--- Goal ---
In this exercise, return the whole listing exactly, excluding any images.

--- Given data ---
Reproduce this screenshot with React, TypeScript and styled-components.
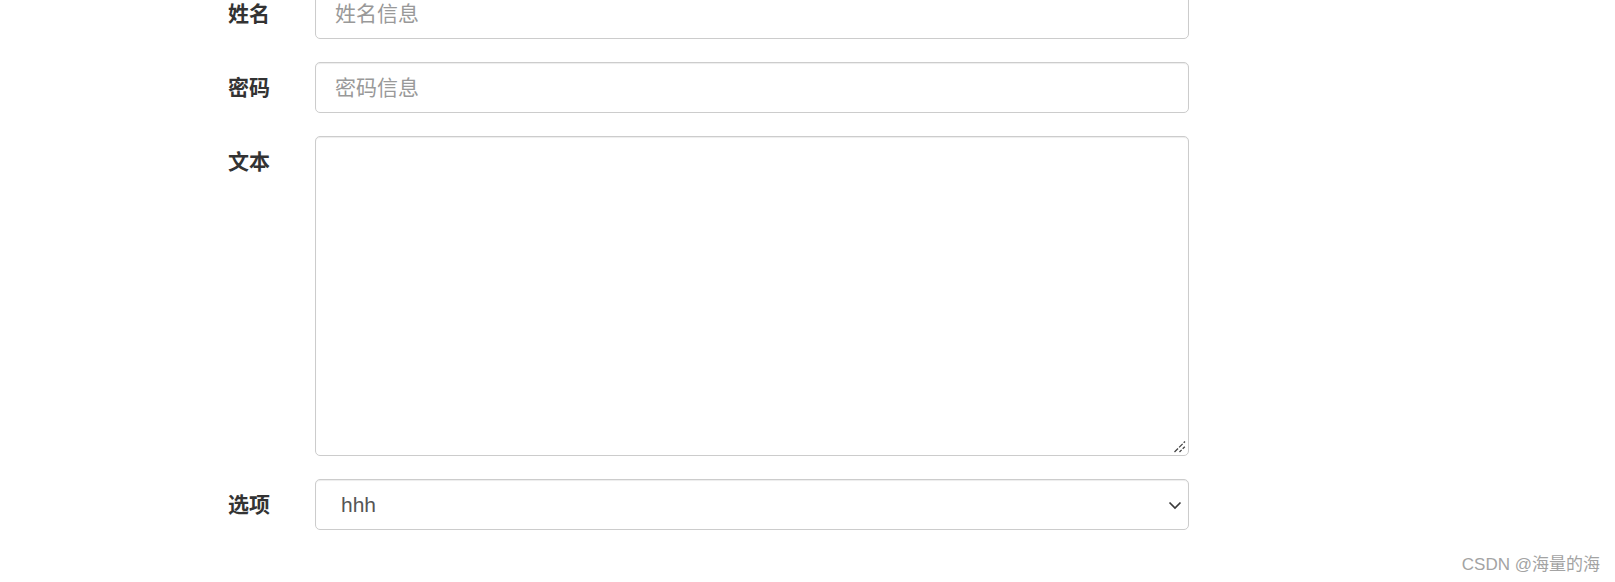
import React from "react";
import styled, { createGlobalStyle } from "styled-components";

const Global = createGlobalStyle`
  html, body {
    margin: 0;
    padding: 0;
    background: #ffffff;
    overflow: hidden;
  }
  body {
    font-family: "Liberation Sans", Arial, "Noto Sans CJK SC", sans-serif;
    color: #333;
  }
`;

const Page = styled.div`
  position: relative;
  width: 1615px;
  height: 582px;
  overflow: hidden;
`;

const Form = styled.form`
  display: grid;
  grid-template-columns: 87px 874px;
  row-gap: 23px;
  margin-top: -12px;
  padding-left: 228px;
`;

const Label = styled.label`
  font-size: 21px;
  font-weight: 700;
  line-height: 51px;
  color: #333;
  font-family: "Liberation Sans", Arial, "Noto Sans CJK SC", sans-serif;
`;

const Field = styled.div`
  position: relative;
  width: 874px;
`;

const fieldBase = `
  box-sizing: border-box;
  width: 874px;
  border: 1px solid #ccc;
  border-radius: 5px;
  background: #fff;
  font-size: 21px;
  font-family: "Liberation Sans", Arial, "Noto Sans CJK SC", sans-serif;
  color: #555;
  box-shadow: inset 0 1px 1px rgba(0, 0, 0, 0.075);
  outline: none;
  margin: 0;
  display: block;
`;

const Input = styled.input`
  ${fieldBase}
  height: 51px;
  padding: 0 19px;
  &::placeholder {
    color: #999;
  }
`;

const TextArea = styled.textarea`
  ${fieldBase}
  height: 320px;
  padding: 10px 19px;
  resize: none;
`;

const Select = styled.select`
  ${fieldBase}
  appearance: none;
  -webkit-appearance: none;
  height: 51px;
  padding: 0 40px 0 25px;
`;

const Chevron = styled.svg`
  position: absolute;
  right: 7px;
  top: 50%;
  margin-top: -4px;
  width: 14px;
  height: 9px;
  pointer-events: none;
`;

const Grip = styled.svg`
  position: absolute;
  right: 3px;
  bottom: 3px;
  width: 13px;
  height: 13px;
  pointer-events: none;
`;

const Watermark = styled.div`
  position: absolute;
  right: 15px;
  bottom: 7px;
  font-size: 17px;
  color: #a3a3a3;
  font-family: "Liberation Sans", Arial, "Noto Sans CJK SC", sans-serif;
`;

export default function App() {
  return (
    <Page>
      <Global />
      <Form onSubmit={(e) => e.preventDefault()}>
        <Label htmlFor="name">姓名</Label>
        <Field>
          <Input id="name" type="text" placeholder="姓名信息" />
        </Field>
        <Label htmlFor="pwd">密码</Label>
        <Field>
          <Input id="pwd" type="password" placeholder="密码信息" />
        </Field>
        <Label htmlFor="txt">文本</Label>
        <Field>
          <TextArea id="txt" />
          <Grip viewBox="0 0 13 13">
            <path d="M1.5 12 L12 1.5" stroke="#444" strokeWidth="1.3" strokeDasharray="5 1.5" fill="none" />
            <path d="M6.5 12 L12 6.5" stroke="#444" strokeWidth="1.3" strokeDasharray="3 1.5" fill="none" />
          </Grip>
        </Field>
        <Label htmlFor="opt">选项</Label>
        <Field>
          <Select id="opt" defaultValue="hhh">
            <option value="hhh">hhh</option>
          </Select>
          <Chevron viewBox="0 0 14 9">
            <path d="M1.5 1.5 L7 7 L12.5 1.5" stroke="#3a3a3a" strokeWidth="1.7" fill="none" />
          </Chevron>
        </Field>
      </Form>
      <Watermark>CSDN @海量的海</Watermark>
    </Page>
  );
}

--- Complete response ---
Reproduce this screenshot with React, TypeScript and styled-components.
import React from "react";
import styled, { createGlobalStyle } from "styled-components";

const Global = createGlobalStyle`
  html, body {
    margin: 0;
    padding: 0;
    background: #ffffff;
    overflow: hidden;
  }
  body {
    font-family: "Liberation Sans", Arial, "Noto Sans CJK SC", sans-serif;
    color: #333;
  }
`;

const Page = styled.div`
  position: relative;
  width: 1615px;
  height: 582px;
  overflow: hidden;
`;

const Form = styled.form`
  display: grid;
  grid-template-columns: 87px 874px;
  row-gap: 23px;
  margin-top: -12px;
  padding-left: 228px;
`;

const Label = styled.label`
  font-size: 21px;
  font-weight: 700;
  line-height: 51px;
  color: #333;
  font-family: "Liberation Sans", Arial, "Noto Sans CJK SC", sans-serif;
`;

const Field = styled.div`
  position: relative;
  width: 874px;
`;

const fieldBase = `
  box-sizing: border-box;
  width: 874px;
  border: 1px solid #ccc;
  border-radius: 5px;
  background: #fff;
  font-size: 21px;
  font-family: "Liberation Sans", Arial, "Noto Sans CJK SC", sans-serif;
  color: #555;
  box-shadow: inset 0 1px 1px rgba(0, 0, 0, 0.075);
  outline: none;
  margin: 0;
  display: block;
`;

const Input = styled.input`
  ${fieldBase}
  height: 51px;
  padding: 0 19px;
  &::placeholder {
    color: #999;
  }
`;

const TextArea = styled.textarea`
  ${fieldBase}
  height: 320px;
  padding: 10px 19px;
  resize: none;
`;

const Select = styled.select`
  ${fieldBase}
  appearance: none;
  -webkit-appearance: none;
  height: 51px;
  padding: 0 40px 0 25px;
`;

const Chevron = styled.svg`
  position: absolute;
  right: 7px;
  top: 50%;
  margin-top: -4px;
  width: 14px;
  height: 9px;
  pointer-events: none;
`;

const Grip = styled.svg`
  position: absolute;
  right: 3px;
  bottom: 3px;
  width: 13px;
  height: 13px;
  pointer-events: none;
`;

const Watermark = styled.div`
  position: absolute;
  right: 15px;
  bottom: 7px;
  font-size: 17px;
  color: #a3a3a3;
  font-family: "Liberation Sans", Arial, "Noto Sans CJK SC", sans-serif;
`;

export default function App() {
  return (
    <Page>
      <Global />
      <Form onSubmit={(e) => e.preventDefault()}>
        <Label htmlFor="name">姓名</Label>
        <Field>
          <Input id="name" type="text" placeholder="姓名信息" />
        </Field>
        <Label htmlFor="pwd">密码</Label>
        <Field>
          <Input id="pwd" type="password" placeholder="密码信息" />
        </Field>
        <Label htmlFor="txt">文本</Label>
        <Field>
          <TextArea id="txt" />
          <Grip viewBox="0 0 13 13">
            <path d="M1.5 12 L12 1.5" stroke="#444" strokeWidth="1.3" strokeDasharray="5 1.5" fill="none" />
            <path d="M6.5 12 L12 6.5" stroke="#444" strokeWidth="1.3" strokeDasharray="3 1.5" fill="none" />
          </Grip>
        </Field>
        <Label htmlFor="opt">选项</Label>
        <Field>
          <Select id="opt" defaultValue="hhh">
            <option value="hhh">hhh</option>
          </Select>
          <Chevron viewBox="0 0 14 9">
            <path d="M1.5 1.5 L7 7 L12.5 1.5" stroke="#3a3a3a" strokeWidth="1.7" fill="none" />
          </Chevron>
        </Field>
      </Form>
      <Watermark>CSDN @海量的海</Watermark>
    </Page>
  );
}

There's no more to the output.